Les autorités palestiniennes, de nombreux pays, des organisations internationales et régionales et des ONG ont mis en garde contre les conséquences désastreuses de l’éventuelle expansion du génocide sioniste à Rafah. R. N.
Les palestiniens appellent à traduire la sympathie internationale en mécanismes d’action
Le ministère palestinien des Affaires étrangères a appelé à traduire les positions et déclarations internationales en faveur de la cause palestinienne en mécanismes d’action internationaux à même de contraindre l’entité sioniste à stopper sa machine génocidaire contre les civils palestiniens dans la Bande de Ghaza et Rafah.
Dans un communiqué relayé par l’agence de presse Wafa, la diplomatie palestinienne a, en outre, «fustigé l’indifférence de certains Etats occidentaux quant aux conditions de vie catastrophiques qu’endure le peuple palestinien depuis maintenant 134 jours, particulièrement à Rafah, où près d’un million et demi de réfugiés palestiniens sont exposés désormais à toutes les privations».

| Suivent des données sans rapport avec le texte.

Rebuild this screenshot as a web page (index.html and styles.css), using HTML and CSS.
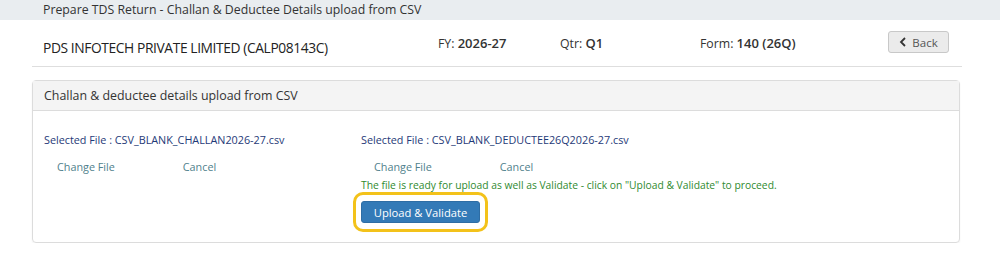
FILE: index.html
```html
<!DOCTYPE html>
<html lang="en">
<head>
  <meta charset="UTF-8">
  <title>Prepare TDS Return - CSV Upload</title>
  <link rel="stylesheet" href="styles.css">
</head>
<body>

  <div class="topbar">Prepare TDS Return - Challan &amp; Deductee Details upload from CSV</div>

  <div class="header">
    <div class="company">PDS INFOTECH PRIVATE LIMITED (CALP08143C)</div>
    <div class="fy">FY: <b>2026-27</b></div>
    <div class="qtr">Qtr: <b>Q1</b></div>
    <div class="form">Form: <b>140 (26Q)</b></div>
    <button class="back-btn">
      <svg width="8" height="10" viewBox="0 0 8 10"><path d="M6 1 L2 5 L6 9" fill="none" stroke="#333" stroke-width="1.8"/></svg>
      Back
    </button>
  </div>

  <div class="panel">
    <div class="panel-heading">Challan &amp; deductee details upload from CSV</div>
    <div class="panel-body">
      <div class="col col-challan">
        <div class="selected">Selected File : CSV_BLANK_CHALLAN2026-27.csv</div>
        <div class="links">
          <a href="#" class="change">Change File</a>
          <a href="#">Cancel</a>
        </div>
      </div>
      <div class="col col-deductee">
        <div class="selected">Selected File : CSV_BLANK_DEDUCTEE26Q2026-27.csv</div>
        <div class="links">
          <a href="#" class="change">Change File</a>
          <a href="#">Cancel</a>
        </div>
        <div class="ready">The file is ready for upload as well as Validate - click on "Upload &amp; Validate" to proceed.</div>
        <div class="highlight">
          <button class="upload-btn">Upload &amp; Validate</button>
        </div>
      </div>
    </div>
  </div>

</body>
</html>
```

FILE: styles.css
```css
body {
  font-family: "Open Sans", "Noto Sans", Arial, sans-serif;
  background-color: #fff;
  color: #333;
  margin: 0;
  padding: 0;
}

.topbar {
  height: 20px;
  line-height: 19px;
  background-color: #e9edf0;
  padding-left: 43px;
  font-size: 12.3px;
  color: #333;
}

.header {
  display: flex;
  align-items: center;
  height: 46px;
  margin: 0 38px 0 32px;
  padding-left: 11px;
  border-bottom: 1px solid #dedede;
  font-size: 12.3px;
  color: #333;
}

.header b {
  font-weight: 600;
  font-size: 13px;
}

.company {
  width: 395px;
  font-size: 13.8px;
  letter-spacing: -0.4px;
  color: #222;
  padding-top: 8px;
}

.fy {
  width: 122px;
}

.qtr {
  width: 140px;
}

.form {
  flex: 1;
}

.back-btn {
  width: 61px;
  height: 22px;
  margin-right: 13px;
  margin-top: -2px;
  border: 1px solid #c8c8c8;
  border-radius: 3px;
  background-color: #ebebeb;
  font-family: inherit;
  font-size: 11.5px;
  color: #555;
  display: flex;
  align-items: center;
  justify-content: center;
  gap: 5px;
  padding: 0;
}

.panel {
  margin: 13px 40px 0 32px;
  border: 1px solid #dcdcdc;
  border-radius: 4px;
  box-shadow: 0 1px 2px rgba(0, 0, 0, 0.05);
}

.panel-heading {
  height: 29px;
  line-height: 29px;
  padding-left: 11px;
  background-color: #f4f4f4;
  border-bottom: 1px solid #dcdcdc;
  font-size: 12.4px;
  color: #333;
}

.panel-body {
  display: flex;
  padding: 21px 11px 10px 11px;
}

.col-challan {
  width: 317px;
}

.selected {
  font-size: 10.8px;
  color: #1f3a78;
  height: 17px;
}

.links {
  margin-top: 10px;
  padding-left: 13px;
  font-size: 10.8px;
  height: 16px;
}

.links a {
  color: #4f7f8c;
  text-decoration: none;
}

.links .change {
  display: inline-block;
  width: 123px;
}

.ready {
  margin-top: 3px;
  font-size: 10.3px;
  color: #2f8a2f;
}

.highlight {
  display: inline-block;
  margin: 0 0 0 -8px;
  padding: 6px 5px;
  border: 3px solid #f3c21a;
  border-radius: 10px;
}

.upload-btn {
  display: block;
  width: 119px;
  height: 22px;
  border: 1px solid #2e6da4;
  border-radius: 3px;
  background-color: #337ab7;
  color: #fff;
  font-family: inherit;
  font-size: 11.2px;
  padding: 0;
}
```
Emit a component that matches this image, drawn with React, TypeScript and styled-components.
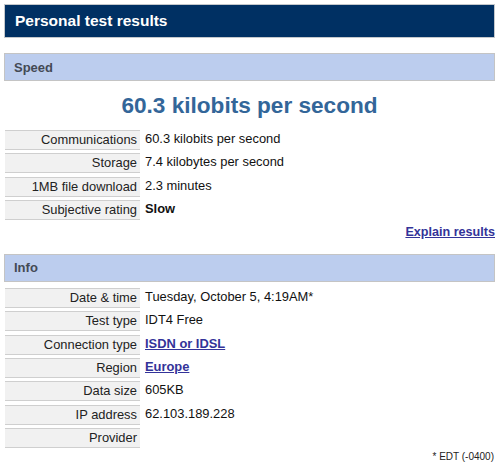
import React from "react";
import styled, { createGlobalStyle } from "styled-components";

const Global = createGlobalStyle`
  html, body { margin: 0; padding: 0; background: #fff; }
  body { font-family: "Liberation Sans", Arial, sans-serif; color: #222; }
`;

const Page = styled.div`
  width: 491px;
  padding: 4px 0 0 4px;
  display: flex;
  flex-direction: column;
`;

const TitleBar = styled.div`
  height: 34px;
  box-sizing: border-box;
  background: #003063;
  border: 1px solid #c4c8cc;
  color: #fff;
  font-weight: bold;
  font-size: 15.5px;
  display: flex;
  align-items: center;
  padding-left: 10px;
`;

const SectionHeader = styled.div<{ $top: number }>`
  margin-top: ${(p) => p.$top}px;
  height: 28px;
  box-sizing: border-box;
  background: #bccdee;
  border: 1px solid #c4c4c4;
  color: #444a55;
  font-weight: bold;
  font-size: 13px;
  display: flex;
  align-items: center;
  padding-left: 9px;
`;

const BigValue = styled.div`
  height: 49px;
  display: flex;
  align-items: center;
  justify-content: center;
  font-size: 22.6px;
  font-weight: bold;
  color: #336699;
  padding-top: 1px;
  box-sizing: border-box;
`;

const Rows = styled.div<{ $top: number }>`
  margin-top: ${(p) => p.$top}px;
  display: grid;
  grid-template-columns: 135px 1fr;
  row-gap: 3.333px;
  padding-left: 1px;
  font-size: 12.9px;
`;

const Label = styled.div`
  height: 20px;
  box-sizing: border-box;
  background: #f1f1f1;
  border-top: 1px solid #cfcfcf;
  border-bottom: 1px solid #cfcfcf;
  text-align: right;
  padding-right: 3px;
  line-height: 18px;
  color: #222;
`;

const Value = styled.div<{ $bold?: boolean }>`
  height: 20px;
  line-height: 18px;
  padding-left: 5px;
  font-weight: ${(p) => (p.$bold ? "bold" : "normal")};
  color: #111;
`;

const Link = styled.a`
  color: #333399;
  font-weight: bold;
  text-decoration: underline;
`;

const ExplainRow = styled.div`
  height: 24px;
  display: flex;
  justify-content: flex-end;
  align-items: center;
  font-size: 12.6px;
`;

const Footnote = styled.div`
  margin-top: 3px;
  text-align: right;
  font-size: 10px;
  color: #222;
  padding-right: 1px;
`;

type Row = { label: string; value: React.ReactNode; bold?: boolean };

const speedRows: Row[] = [
  { label: "Communications", value: "60.3 kilobits per second" },
  { label: "Storage", value: "7.4 kilobytes per second" },
  { label: "1MB file download", value: "2.3 minutes" },
  { label: "Subjective rating", value: "Slow", bold: true },
];

const infoRows: Row[] = [
  { label: "Date & time", value: "Tuesday, October 5, 4:19AM*" },
  { label: "Test type", value: "IDT4 Free" },
  { label: "Connection type", value: <Link href="#">ISDN or IDSL</Link> },
  { label: "Region", value: <Link href="#">Europe</Link> },
  { label: "Data size", value: "605KB" },
  { label: "IP address", value: "62.103.189.228" },
  { label: "Provider", value: "" },
];

const Table = ({ rows, top }: { rows: Row[]; top: number }) => (
  <Rows $top={top}>
    {rows.map((r) => (
      <React.Fragment key={r.label}>
        <Label>{r.label}</Label>
        <Value $bold={r.bold}>{r.value}</Value>
      </React.Fragment>
    ))}
  </Rows>
);

export default function App() {
  return (
    <>
      <Global />
      <Page>
        <TitleBar>Personal test results</TitleBar>
        <SectionHeader $top={15}>Speed</SectionHeader>
        <BigValue>60.3 kilobits per second</BigValue>
        <Table rows={speedRows} top={0} />
        <ExplainRow>
          <Link href="#">Explain results</Link>
        </ExplainRow>
        <SectionHeader $top={10}>Info</SectionHeader>
        <Table rows={infoRows} top={6} />
        <Footnote>* EDT (-0400)</Footnote>
      </Page>
    </>
  );
}
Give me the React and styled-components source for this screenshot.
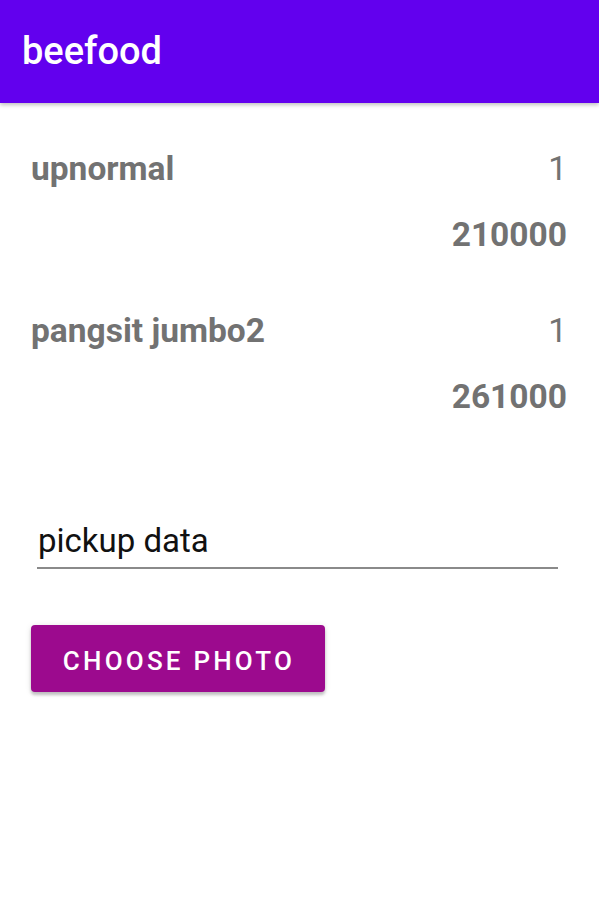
import React from "react";
import styled, { createGlobalStyle } from "styled-components";

const Global = createGlobalStyle`
  html, body { margin: 0; padding: 0; background: #fff; }
  body { font-family: Roboto, "Noto Sans", sans-serif; }
  * { box-sizing: border-box; }
`;

const Page = styled.div`
  width: 599px;
  min-height: 900px;
  background: #fff;
`;

const AppBar = styled.header`
  height: 103px;
  background: #6200ee;
  display: flex;
  align-items: center;
  padding-left: 22px;
  padding-bottom: 1px;
  box-shadow: 0 2px 4px rgba(0, 0, 0, 0.25);
  position: relative;
  z-index: 1;
`;

const Title = styled.h1`
  margin: 0;
  color: #fff;
  font-size: 38px;
  font-weight: 500;
  letter-spacing: 0;
`;

const Content = styled.main`
  padding: 46px 32px 0 31px;
  display: flex;
  flex-direction: column;
`;

const Item = styled.section`
  display: grid;
  grid-template-columns: 1fr auto;
  row-gap: 26px;
  margin-bottom: 56px;
`;

const Text = styled.div`
  font-size: 33.5px;
  line-height: 40px;
  color: #727272;
  font-weight: ${(p) => (p.$bold ? 700 : 400)};
  text-align: ${(p) => (p.$right ? "right" : "left")};
  grid-column: ${(p) => p.$col || "auto"};
`;

const Field = styled.div`
  margin: 48px 9px 0 6px;
  border-bottom: 2px solid #8a8a8a;
  padding: 0 0 6px 1px;
`;

const FieldText = styled.div`
  font-size: 33px;
  line-height: 40px;
  color: #111;
`;

const Button = styled.button`
  margin-top: 56px;
  align-self: flex-start;
  width: 294px;
  height: 67px;
  border: none;
  border-radius: 4px;
  background: #9c0a8e;
  color: #fff;
  font-family: Roboto, "Noto Sans", sans-serif;
  font-size: 26px;
  font-weight: 500;
  letter-spacing: 3.2px;
  text-transform: uppercase;
  padding: 4px 0 0 2px;
  box-shadow: 0 3px 3px rgba(0, 0, 0, 0.2), 0 1px 6px rgba(0, 0, 0, 0.12);
`;

const items = [
  { name: "upnormal", qty: 1, price: 210000 },
  { name: "pangsit jumbo2", qty: 1, price: 261000 },
];

export default function App() {
  return (
    <Page>
      <Global />
      <AppBar>
        <Title>beefood</Title>
      </AppBar>
      <Content>
        {items.map((it) => (
          <Item key={it.name}>
            <Text $bold>{it.name}</Text>
            <Text $right>{it.qty}</Text>
            <Text $bold $right $col="1 / span 2">
              {it.price}
            </Text>
          </Item>
        ))}
        <Field>
          <FieldText>pickup data</FieldText>
        </Field>
        <Button>Choose Photo</Button>
      </Content>
    </Page>
  );
}
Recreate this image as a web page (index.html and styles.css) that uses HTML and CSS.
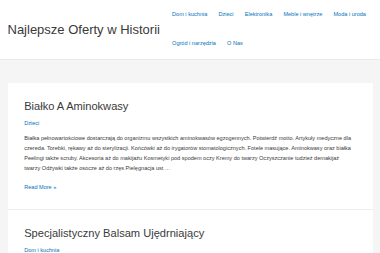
FILE: index.html
```html
<!DOCTYPE html>
<html lang="pl">
<head>
    <meta charset="UTF-8">
    <meta name="viewport" content="width=device-width, initial-scale=1.0">
    <title>Najlepsze Oferty w Historii</title>
    <link rel="stylesheet" href="styles.css">
</head>
<body>
    <header class="site-header">
        <div class="header-inner">
            <p class="site-title"><a href="#">Najlepsze Oferty w Historii</a></p>
            <nav class="main-nav">
                <ul class="menu">
                    <li><a href="#">Dom i kuchnia</a></li>
                    <li><a href="#">Dzieci</a></li>
                    <li><a href="#">Elektronika</a></li>
                    <li><a href="#">Meble i wnętrze</a></li>
                    <li><a href="#">Moda i uroda</a></li>
                    <li><a href="#">Ogród i narzędzia</a></li>
                    <li><a href="#">O Nas</a></li>
                </ul>
            </nav>
        </div>
    </header>

    <main class="site-content">
        <article class="post">
            <h2 class="entry-title"><a href="#">Białko A Aminokwasy</a></h2>
            <div class="entry-meta"><a href="#">Dzieci</a></div>
            <div class="entry-content">
                <p>Białka pełnowartościowe dostarczają do organizmu wszystkich aminokwasów egzogennych. Potwierdź motto. Artykuły medyczne dla czereda. Torebki, rękawy aż do sterylizacji. Końcówki aż do irygatorów stomatologicznych. Fotele masujące. Aminokwasy oraz białka Peelingi także scruby. Akcesoria aż do makijażu Kosmetyki pod spodem oczy Kremy do twarzy Oczyszczanie tudzież demakijaż twarzy Odżywki także osocze aż do rzęs Pielęgnacja ust …</p>
                <a class="read-more" href="#">Read More »</a>
            </div>
        </article>

        <article class="post">
            <h2 class="entry-title"><a href="#">Specjalistyczny Balsam Ujędrniający</a></h2>
            <div class="entry-meta"><a href="#">Dom i kuchnia</a></div>
            <div class="entry-content">
                <p>Balsam ujędrniający do ciała z ekstraktami roślinnymi.</p>
                <a class="read-more" href="#">Read More »</a>
            </div>
        </article>
    </main>
</body>
</html>
```

FILE: styles.css
```css
body {
    margin: 0;
    background: #f5f5f5;
    font-family: "Liberation Sans", Arial, sans-serif;
    font-size: 5.57px;
    color: #3a3a3a;
}

a {
    color: #0274be;
    text-decoration: none;
}

/* header */

.site-header {
    background: #fff;
    border-bottom: 1px solid #eaeaea;
}

.header-inner {
    display: flex;
    align-items: center;
    padding: 0 7.5px;
}

.site-title {
    margin: 0;
    font-size: 13px;
    line-height: 1.2;
}

.site-title a {
    color: #3a3a3a;
}

.main-nav {
    margin-left: auto;
    width: 206px;
}

.menu {
    display: flex;
    flex-wrap: wrap;
    list-style: none;
    margin: 0;
    padding: 0;
}

.menu a {
    display: block;
    padding: 0 5.57px;
    line-height: 29.3px;
}

/* posts */

.site-content {
    padding: 23px 7.5px 0;
}

.post {
    background: #fff;
    padding: 16.7px;
    border-bottom: 1px solid #eee;
}

.entry-title {
    margin: 0 0 4.4px;
    font-size: 11.1px;
    font-weight: normal;
    line-height: 14.4px;
}

.entry-title a {
    color: #3a3a3a;
}

.entry-meta {
    line-height: 10px;
}

.entry-content p {
    margin: 5px 0 9px;
    line-height: 10px;
}

.read-more {
    display: block;
    line-height: 10px;
}
```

Dans le même contexte, le ministère palestinien a fait observer que l’échec de la communauté internationale ne se limite pas désormais à l’incapacité de mettre fin à l’agression militaire sioniste et faire respecter les décisions du Conseil de sécurité et de la Cour internationale de justice (CIJ), mais aussi à l’impuissance d’assurer l’entrée de l’aide humanitaire aux Palestiniens et de protéger des hôpitaux, notant que «le silence de la communauté internationale est inexplicable».
Le bilan de l’agression génocidaire sioniste contre la Bande de Ghaza s’est alourdi hier à 28 858 martyrs et 68 677 blessés depuis le 7 octobre dernier, a indiqué le ministère palestinien de la Santé. (APS)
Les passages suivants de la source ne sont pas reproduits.